Por enquanto, Obama propõe alguns bombardeios na Síria,
nenhum soldado norte-americano “em solo”, mas um número maior de soldados
especiais, em atividades de treinamento no Iraque (e provavelmente em outras
partes). Quando disputou a presidência, em 2008, Obama fez muitas promessas,
como é normal para um político. Mas sua promessa-chave foi sair do Iraque e
Afeganistão. Ele não irá mantê-la. Na verdade, está envolvendo os EUA em novas
guerras.
A coalizão liderada por Obama oferecerá “treinamento” a quem
o presidente define como “gente de bem” [orig: “good guys”]. Aparentemente, o
treinamento ocorrerá na Arábia Saudita. Bom para os governantes do pais. Eles
podem vetar qualquer participante dos exercícios e escolher em quem confiam ou
não.
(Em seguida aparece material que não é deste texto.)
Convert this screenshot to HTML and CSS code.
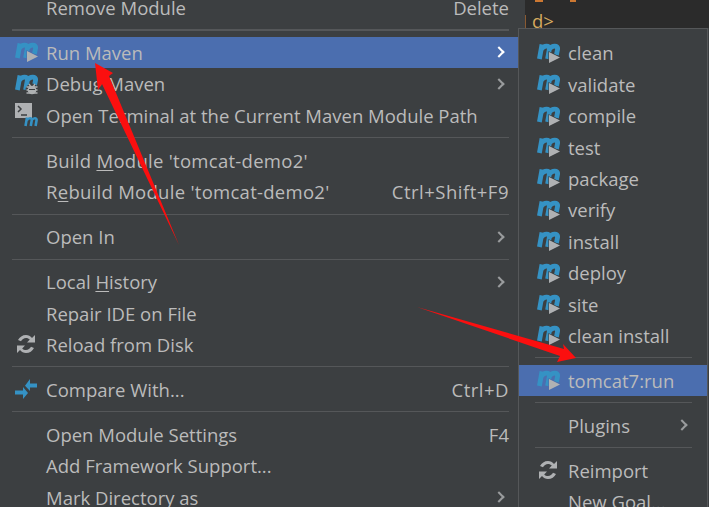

Isso tornará possível, ao regime saudita (hoje, ao menos tão desnorteado
quanto o norte-americano), sugerir que está fazendo algo e sobreviver um pouco
mais.
Há maneiras de alterar este cenário catastrófico. Mas elas
exigem uma decisão de substituir a guerra por acordos políticos entre muitos
grupos, que não se gostam, nem confiam uns nos outros. Tais acordos políticos
não são impossíveis, mas são difíceis de articular – e, depois de firmados,
são, num primeiro momento, frágeis. Uma das principais condições para que eles
tenham espaço no Oriente Médio é um menor envolvimento dos Estados Unidos.
Ninguém acredita em Washington, ainda que alguns atores convoquem assistência
norte-americana momentaneamente, para executar certas tarefas. O New York Times
lembra que, no encontro que Obama montou, para lançar sua nova coalizão, o
apoio dos países do Oriente Médio presente foi “morno” e “relutante”, por haver
“crescente desconfiança nos Estados Unidos, partindo de todos os lados”.
Portanto, ainda que alguns se alinhem de forma limitada, ninguém mostrará
gratidão por algum tipo de assistência norte-americana. É provável que os
atores políticos do Oriente Médio desejem agora produzir seu próprio cenário,
ao inveś de encenar a visão dos EUA sobre o que lhes convém.